Sooner or later we all branched out to play in park district, high school and other tournaments. I won a few of these age-group competitions, and was not afraid to take on anyone that came my way. I’d still get trounced sometimes back at home, but with age the matches became closer and perhaps I even won a few games against my brothers.
My brother Gary won the title at Kaneland high school and we were four years apart in age, so I never had to play him there. But I followed in his shoes and made a bit of a splash as a sophomore beating older players. The same held true in my running career at that school, making the varsity team as a freshman and leading the cross country team to its first-ever conference meet victory.

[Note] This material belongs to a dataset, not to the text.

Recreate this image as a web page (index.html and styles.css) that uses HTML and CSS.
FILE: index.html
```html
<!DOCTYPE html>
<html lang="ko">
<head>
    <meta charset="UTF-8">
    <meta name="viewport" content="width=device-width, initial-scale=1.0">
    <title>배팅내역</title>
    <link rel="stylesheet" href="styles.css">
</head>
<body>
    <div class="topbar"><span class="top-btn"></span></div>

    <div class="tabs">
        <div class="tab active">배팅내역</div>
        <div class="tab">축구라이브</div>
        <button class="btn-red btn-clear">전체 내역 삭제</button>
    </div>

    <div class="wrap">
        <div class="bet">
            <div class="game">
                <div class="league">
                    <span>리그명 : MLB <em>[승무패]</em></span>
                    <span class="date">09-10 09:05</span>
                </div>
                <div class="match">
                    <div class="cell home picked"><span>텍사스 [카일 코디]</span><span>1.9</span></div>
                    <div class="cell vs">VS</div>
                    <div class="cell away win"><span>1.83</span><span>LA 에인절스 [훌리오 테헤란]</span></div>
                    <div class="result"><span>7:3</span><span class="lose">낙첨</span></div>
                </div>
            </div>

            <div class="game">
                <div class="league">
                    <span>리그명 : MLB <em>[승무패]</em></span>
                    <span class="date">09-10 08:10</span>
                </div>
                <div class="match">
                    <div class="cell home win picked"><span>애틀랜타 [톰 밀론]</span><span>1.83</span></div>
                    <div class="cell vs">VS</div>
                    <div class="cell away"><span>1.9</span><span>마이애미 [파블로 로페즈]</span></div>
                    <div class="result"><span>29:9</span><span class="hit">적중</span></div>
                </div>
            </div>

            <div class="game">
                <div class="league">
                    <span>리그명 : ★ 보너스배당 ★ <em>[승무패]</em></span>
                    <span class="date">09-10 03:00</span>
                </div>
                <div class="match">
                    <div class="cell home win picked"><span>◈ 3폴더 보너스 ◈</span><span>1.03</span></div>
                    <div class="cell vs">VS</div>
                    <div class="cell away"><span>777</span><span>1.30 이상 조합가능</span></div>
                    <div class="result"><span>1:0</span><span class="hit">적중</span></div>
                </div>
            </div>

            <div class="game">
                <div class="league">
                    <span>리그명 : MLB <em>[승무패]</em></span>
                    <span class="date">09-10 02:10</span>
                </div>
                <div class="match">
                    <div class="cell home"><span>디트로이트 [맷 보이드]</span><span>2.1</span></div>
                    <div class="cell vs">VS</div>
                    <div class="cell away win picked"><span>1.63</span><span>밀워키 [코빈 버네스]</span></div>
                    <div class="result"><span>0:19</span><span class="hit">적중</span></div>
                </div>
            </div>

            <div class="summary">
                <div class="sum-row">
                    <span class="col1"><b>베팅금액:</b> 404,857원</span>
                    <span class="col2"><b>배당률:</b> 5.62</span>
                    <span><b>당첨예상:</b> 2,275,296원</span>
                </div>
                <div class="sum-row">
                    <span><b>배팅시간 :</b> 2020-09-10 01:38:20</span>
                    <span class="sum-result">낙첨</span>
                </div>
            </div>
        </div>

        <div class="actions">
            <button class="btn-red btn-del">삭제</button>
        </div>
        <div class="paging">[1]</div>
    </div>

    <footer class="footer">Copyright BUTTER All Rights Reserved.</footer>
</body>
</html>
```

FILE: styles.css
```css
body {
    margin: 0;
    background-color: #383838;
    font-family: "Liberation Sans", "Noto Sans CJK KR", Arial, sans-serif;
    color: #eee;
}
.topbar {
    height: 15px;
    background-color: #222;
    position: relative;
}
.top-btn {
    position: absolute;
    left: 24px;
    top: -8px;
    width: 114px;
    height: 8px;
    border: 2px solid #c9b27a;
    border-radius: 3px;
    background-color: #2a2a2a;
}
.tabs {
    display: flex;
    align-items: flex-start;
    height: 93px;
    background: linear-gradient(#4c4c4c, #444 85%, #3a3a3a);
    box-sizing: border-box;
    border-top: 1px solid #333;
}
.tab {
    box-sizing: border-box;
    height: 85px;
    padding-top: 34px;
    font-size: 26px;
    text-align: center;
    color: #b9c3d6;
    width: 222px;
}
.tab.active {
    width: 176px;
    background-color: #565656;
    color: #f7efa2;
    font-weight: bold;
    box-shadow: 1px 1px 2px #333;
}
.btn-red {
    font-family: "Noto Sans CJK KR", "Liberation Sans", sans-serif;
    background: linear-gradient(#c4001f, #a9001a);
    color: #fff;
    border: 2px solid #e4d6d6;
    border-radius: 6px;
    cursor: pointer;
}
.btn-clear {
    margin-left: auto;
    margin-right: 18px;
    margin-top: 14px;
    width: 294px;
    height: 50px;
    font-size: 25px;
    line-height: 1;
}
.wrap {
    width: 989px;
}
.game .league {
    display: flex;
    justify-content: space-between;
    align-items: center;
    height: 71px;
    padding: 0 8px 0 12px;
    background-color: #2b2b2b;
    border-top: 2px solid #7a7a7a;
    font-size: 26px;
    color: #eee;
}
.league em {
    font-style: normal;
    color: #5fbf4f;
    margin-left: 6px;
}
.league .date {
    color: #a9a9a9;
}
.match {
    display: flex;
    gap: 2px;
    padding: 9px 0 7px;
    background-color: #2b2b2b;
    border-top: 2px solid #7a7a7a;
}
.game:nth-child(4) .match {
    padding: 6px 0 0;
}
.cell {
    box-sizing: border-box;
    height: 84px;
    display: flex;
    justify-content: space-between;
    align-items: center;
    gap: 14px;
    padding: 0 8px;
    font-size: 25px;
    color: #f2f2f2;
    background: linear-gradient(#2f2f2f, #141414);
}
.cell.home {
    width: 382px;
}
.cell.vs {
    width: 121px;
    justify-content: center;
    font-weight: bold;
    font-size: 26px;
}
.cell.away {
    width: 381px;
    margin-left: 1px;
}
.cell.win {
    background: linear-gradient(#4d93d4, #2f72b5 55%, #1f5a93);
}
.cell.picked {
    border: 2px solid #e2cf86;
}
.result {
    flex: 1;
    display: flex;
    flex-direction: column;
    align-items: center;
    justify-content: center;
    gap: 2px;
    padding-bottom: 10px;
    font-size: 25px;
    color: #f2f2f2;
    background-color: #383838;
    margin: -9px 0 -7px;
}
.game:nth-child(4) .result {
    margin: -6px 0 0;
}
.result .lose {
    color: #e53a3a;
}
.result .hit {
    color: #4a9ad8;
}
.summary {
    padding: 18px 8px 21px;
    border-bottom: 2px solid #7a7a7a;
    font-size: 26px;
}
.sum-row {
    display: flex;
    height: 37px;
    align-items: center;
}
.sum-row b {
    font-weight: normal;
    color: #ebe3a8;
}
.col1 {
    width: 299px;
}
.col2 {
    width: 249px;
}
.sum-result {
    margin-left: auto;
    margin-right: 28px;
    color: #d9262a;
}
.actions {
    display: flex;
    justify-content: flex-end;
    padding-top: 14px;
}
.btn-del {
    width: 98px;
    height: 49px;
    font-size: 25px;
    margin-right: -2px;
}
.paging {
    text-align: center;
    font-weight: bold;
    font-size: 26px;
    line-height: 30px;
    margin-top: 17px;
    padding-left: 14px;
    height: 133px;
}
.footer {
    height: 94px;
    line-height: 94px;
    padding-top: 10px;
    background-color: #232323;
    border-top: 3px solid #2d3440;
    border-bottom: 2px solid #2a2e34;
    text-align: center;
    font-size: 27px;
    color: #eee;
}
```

Those were big deal accomplishments to me during high school, and then our family moved ten miles east to another town and it was akin to starting over. The ping-pong table occupied space in the basement of a split-level house that barely contained the four grown boys in our family.
And after that, we brothers hardly got to play table tennis any more. But when I moved off to college I found a playing partner in a classmate named Jim Nielsen, who loved the game as much as I did. We also happened to be teammates in cross country where the competition level was fierce all the time in practice and meets. But Jim and I would still beat on each other in the Ylvisaker hall freshman dorm table tennis room, playing match after match even when our legs were tired from long running workouts.
Jim and I made it all the way to the doubles finals as he once recalled in an online conversation. We lost to a pair of Laotian players as I recall. I made it to the singles finals against the Luther College tennis ace named Jeff Renken. Though I held my own against the senior, he beat me for the title.

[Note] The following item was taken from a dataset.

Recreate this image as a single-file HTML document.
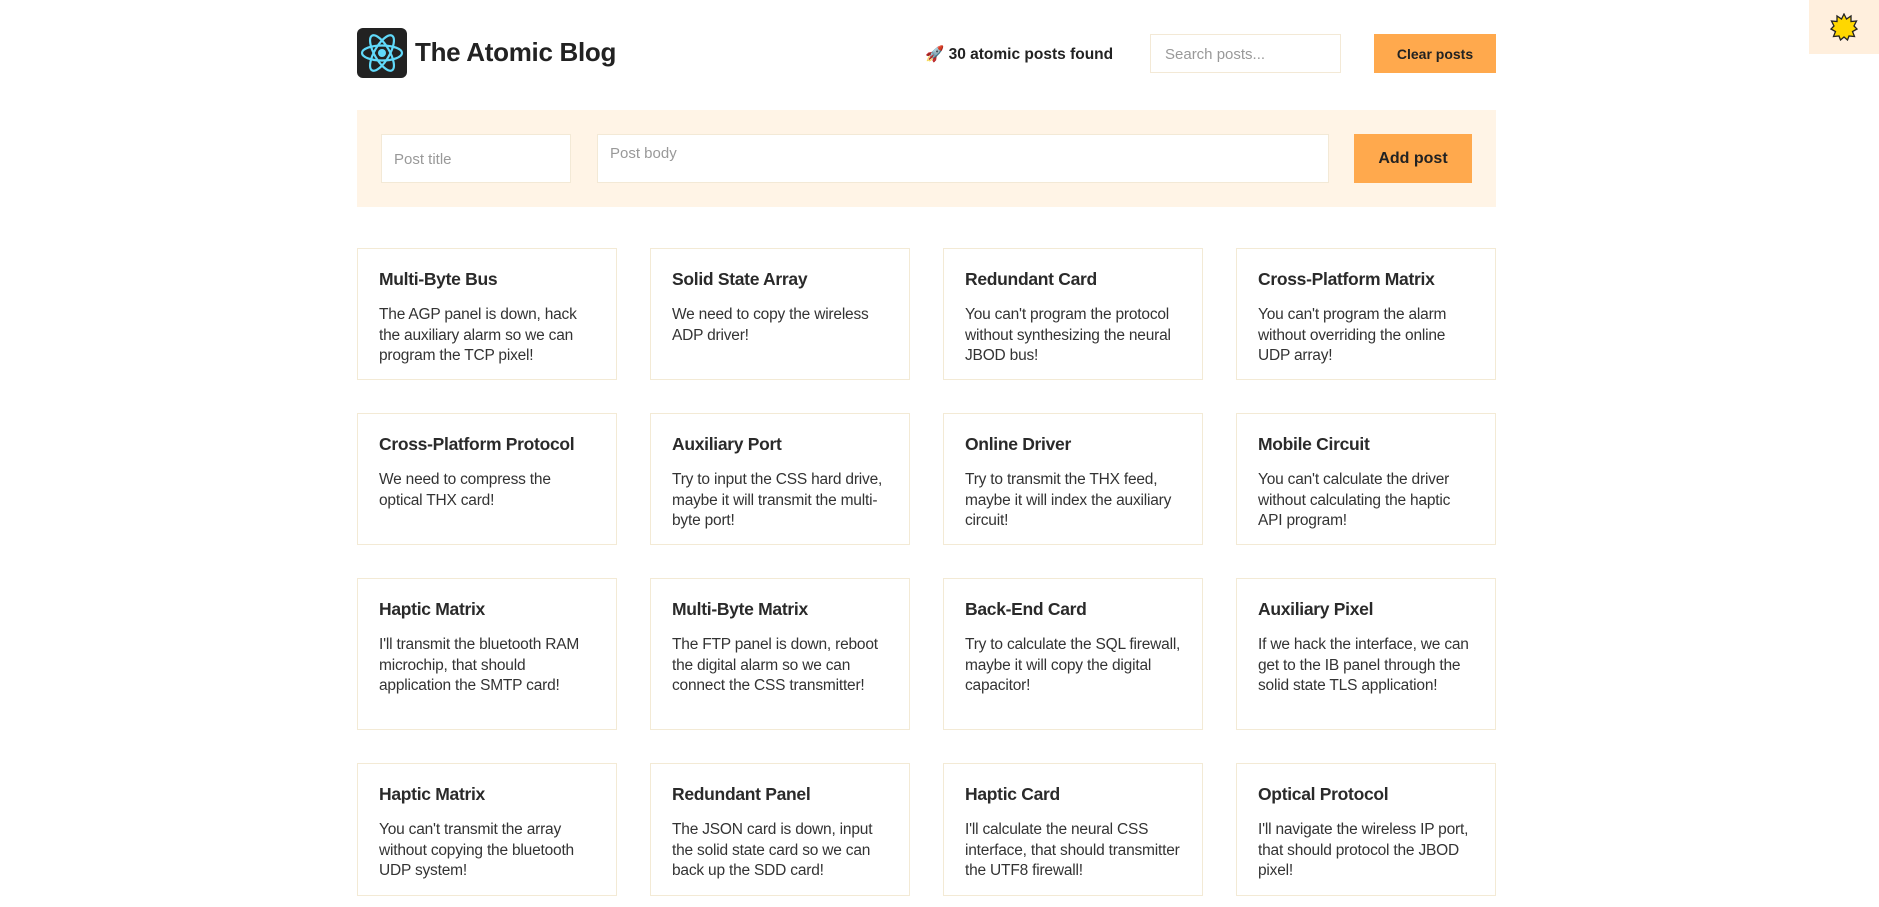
<!DOCTYPE html>
<html><head><meta charset="utf-8"><style>
*{box-sizing:border-box;margin:0;padding:0}
body{width:1879px;height:907px;overflow:hidden;background:#fff;font-family:"Liberation Sans",sans-serif;color:#2d2d2d;position:relative}
.abs{position:absolute}
.logo{left:357px;top:28px;width:50px;height:50px;background:#222;border-radius:6px}
.title{left:415px;top:37px;font-size:26px;font-weight:bold;color:#222;letter-spacing:-0.3px}
.count{left:925px;top:45px;font-size:15.5px;font-weight:bold;color:#222}
.search{left:1150px;top:34px;width:191px;height:39px;border:1px solid #f3e9d6;font-size:15px;color:#999;padding:11px 14px}
.btn{background:#ffa94d;font-weight:bold;color:#222;display:flex;align-items:center;justify-content:center}
.sun{left:1809px;top:0;width:70px;height:54px;background:#ffefdd;display:flex;align-items:center;justify-content:center}
.panel{left:357px;top:110px;width:1139px;height:97px;background:#fff4e6}
.inp{background:#fff;border:1px solid #f3e9d6;font-size:15px;color:#999}
.grid{position:absolute;left:357px;top:248px;width:1139px;display:grid;grid-template-columns:repeat(4,260px);column-gap:33px;row-gap:33px;grid-template-rows:132px 132px 152px 133px}
.card{border:1px solid #f3ead5;padding:20px 21px}
.card h3{font-size:17.5px;font-weight:bold;margin-bottom:15px;color:#2a2a2a;letter-spacing:-0.3px;white-space:nowrap}
.card p{font-size:15.5px;line-height:20.5px;color:#333;letter-spacing:-0.2px}
</style></head><body>
<div class="abs logo"><svg width="50" height="50" viewBox="0 0 50 50"><g fill="none" stroke="#61dafb" stroke-width="2.2"><ellipse cx="25" cy="25" rx="20" ry="7.5"/><ellipse cx="25" cy="25" rx="20" ry="7.5" transform="rotate(60 25 25)"/><ellipse cx="25" cy="25" rx="20" ry="7.5" transform="rotate(120 25 25)"/></g><circle cx="25" cy="25" r="4" fill="#61dafb"/></svg></div>
<div class="abs title">The Atomic Blog</div>
<div class="abs count">🚀 30 atomic posts found</div>
<div class="abs search">Search posts...</div>
<div class="abs btn" style="left:1374px;top:34px;width:122px;height:39px;font-size:14px">Clear posts</div>
<div class="abs sun"><svg width="28" height="28" viewBox="0 0 28 28"><polygon points="14,1 16.5,6 21,3 21,8.5 26.5,8 24,13 27,16 22.5,18.5 24.5,23.5 19,23 17.5,27 14,24 10.5,27 9,23 3.5,23.5 5.5,18.5 1,16 4,13 1.5,8 7,8.5 7,3 11.5,6" fill="#ffd700" stroke="#222" stroke-width="1.3"/></svg></div>
<div class="abs panel"></div>
<div class="abs inp" style="left:381px;top:134px;width:190px;height:49px;padding:16px 12px">Post title</div>
<div class="abs inp" style="left:597px;top:134px;width:732px;height:49px;padding:10px 12px">Post body</div>
<div class="abs btn" style="left:1354px;top:134px;width:118px;height:49px;font-size:16px">Add post</div>
<div class="grid">
<div class="card"><h3>Multi-Byte Bus</h3><p>The AGP panel is down, hack the auxiliary alarm so we can program the TCP pixel!</p></div>
<div class="card"><h3>Solid State Array</h3><p>We need to copy the wireless ADP driver!</p></div>
<div class="card"><h3>Redundant Card</h3><p>You can't program the protocol without synthesizing the neural JBOD bus!</p></div>
<div class="card"><h3>Cross-Platform Matrix</h3><p>You can't program the alarm without overriding the online UDP array!</p></div>
<div class="card"><h3>Cross-Platform Protocol</h3><p>We need to compress the optical THX card!</p></div>
<div class="card"><h3>Auxiliary Port</h3><p>Try to input the CSS hard drive, maybe it will transmit the multi-byte port!</p></div>
<div class="card"><h3>Online Driver</h3><p>Try to transmit the THX feed, maybe it will index the auxiliary circuit!</p></div>
<div class="card"><h3>Mobile Circuit</h3><p>You can't calculate the driver without calculating the haptic API program!</p></div>
<div class="card"><h3>Haptic Matrix</h3><p>I'll transmit the bluetooth RAM microchip, that should application the SMTP card!</p></div>
<div class="card"><h3>Multi-Byte Matrix</h3><p>The FTP panel is down, reboot the digital alarm so we can connect the CSS transmitter!</p></div>
<div class="card"><h3>Back-End Card</h3><p>Try to calculate the SQL firewall, maybe it will copy the digital capacitor!</p></div>
<div class="card"><h3>Auxiliary Pixel</h3><p>If we hack the interface, we can get to the IB panel through the solid state TLS application!</p></div>
<div class="card"><h3>Haptic Matrix</h3><p>You can't transmit the array without copying the bluetooth UDP system!</p></div>
<div class="card"><h3>Redundant Panel</h3><p>The JSON card is down, input the solid state card so we can back up the SDD card!</p></div>
<div class="card"><h3>Haptic Card</h3><p>I'll calculate the neural CSS interface, that should transmitter the UTF8 firewall!</p></div>
<div class="card"><h3>Optical Protocol</h3><p>I'll navigate the wireless IP port, that should protocol the JBOD pixel!</p></div>
</div>
</body></html>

For some reason I never entered the Luther College table tennis tournament again after my freshman year. And following college, the main occasions to play were against my brother-in-laws in the 1950s basement of my wife’s grandparents.
Those were competitive matches in a different sense than the tournaments. Usually they’d come in the wake or a big meal, and it was everything one could do to muster concentration after chowing tons of turkey or ham and desserts along with a few beers. But we fought it out and had some laughs all those years. But I still hated losing, especially to my wife’s sister’s husband, a player whose game involved crowding the table. I was somewhat defenseless against that strategy without room above the table to send soaring loop shots his way to back him up. So he erased my advantages and I’m suspecting I lost more than won most of those games.

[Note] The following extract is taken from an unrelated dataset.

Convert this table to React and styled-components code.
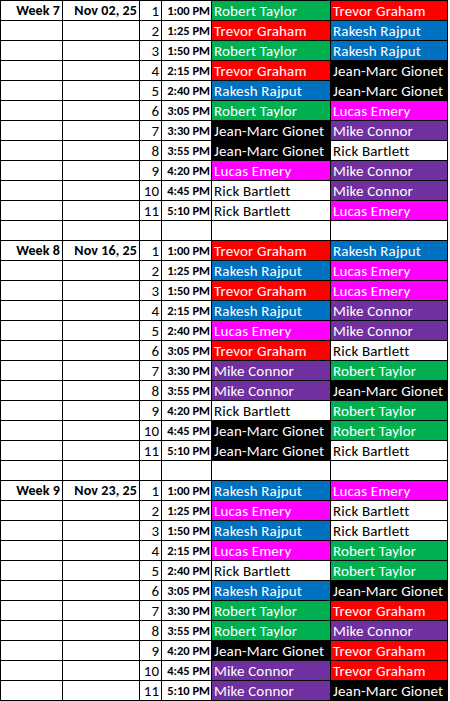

Then one Christmas my wife’s brother invited me to join him to play some matches over at a longtime friend’s house. I wound up playing match after match against the family aces until the dad finally stood across from me at the table. He was clearly there to defend the family pride and protect the name of his household. Part of me felt mercy for the gentleman, but he wasn’t a terrible player, so I felt it fair to play him full out.
I played all those years with a foam rubber paddle with a smooth face to it. It has one blue side and one red side. The science of paddle rubber and the art of using it had begun to evolve in the 1970s and I hated using those hard pebbled paddles without any foam in them. Much worse were the sandpaper paddles found in so many rank basements. Yet many’s the time I’d pick up even those dull instruments and wipe the table with the player opposite. Faced with such rude tools, one has to turn to the basics of cut backspin and angled shots. It’s a mental game as much as physical at that point. But table tennis always is.
I defeated the Old Man that day but it was an epic battle of sorts. One of the challenges of basement ping-pong is always lighting. On top of dealing with shitty paddles, the other object to overcome was glare from basement windows or low light in general. Both can turn a table tennis match into a squintfest.

Which is why the set up at the Vaughn Center this weekend for the Aurora Open was so impressive in terms of its detail. The organizers even hoisted sheets of black plastic up to the roofline to block out southern window exposure. It would not do to have nearly world-class players trying to see through glare on the tables. There was plenty of room around every table for players to retrieve or set up shots. The new style of table tennis balls is plastic, I was told, not comprised of the same flammable material from which they were once constructed. I’ll admit to burning a few table tennis balls for the fun of it back in the day. The chemical flames had a liquid lick to them, perfect foil for a childlike pyromaniac.
But my brother informed me, “The plants where they made the tennis balls kept blowing up.” I agreed that is never good.
Watching the matches was an instruction on how far the game has come and perhaps on how far I’ve been left behind. My paddle grip is tradition with two fingers flat on the backhand side. Most good players now use a pen-like grip and the result is backhands that are as devastating as forehands. The serves are now a ceremony of body position and paddle angle.
The rules are largely the same. The ball cannot bounce twice on the opponent’s side to count as a legal serve. That’s a big difference from how basement table tennis is played. They must also leave the table within the end of the opponent’s side and between the two white lines marking the table edge. Again, that is never enforced in basement table tennis.
Nor is the requirement to toss the ball into the air on each serve. Many’s the time when players I met sort of smacked the ball right out of their hand, a tactic that makes serving much easier and can result in really deceptive play. But having principles and enforcing the rules when playing pickup table tennis or any other sport is an unpopular ideal and even frowned upon as lacking a sporting instinct in situations where Bro competitiveness is one the line. “Deal with it!” I heard one asswipe yell at me for calling a serve illegal when it bounced two times before leaving the table.

Watching the high level of play and witnessing the focus of the young players on the floor made me realize my table tennis days are fairly much over. Probably ten years ago I joined my brother at his table tennis night and barely won a match against the worst player in the large group of forty-some players. I realized that climbing the ladder and earning some sort of ranking, especially with a torn ACL as I had in those days, would take more doing than I wanted to do.
What I most admired in watching the tournament was the diversity of people in terms of age, race, gender and more. Young kids played old aces. Women played men. Heavy dudes with guts faced off with lean prodigies and you know what? The matches were all closely contested. There is something to greatly love in that kind of sporting even. While soccer may be the world’s game, I’m willing to say that table tennis comes close in terms of its national diversity. Who knows, I could well find myself playing the game again. One should never be afraid of trying something new, even when it’s an old hobby.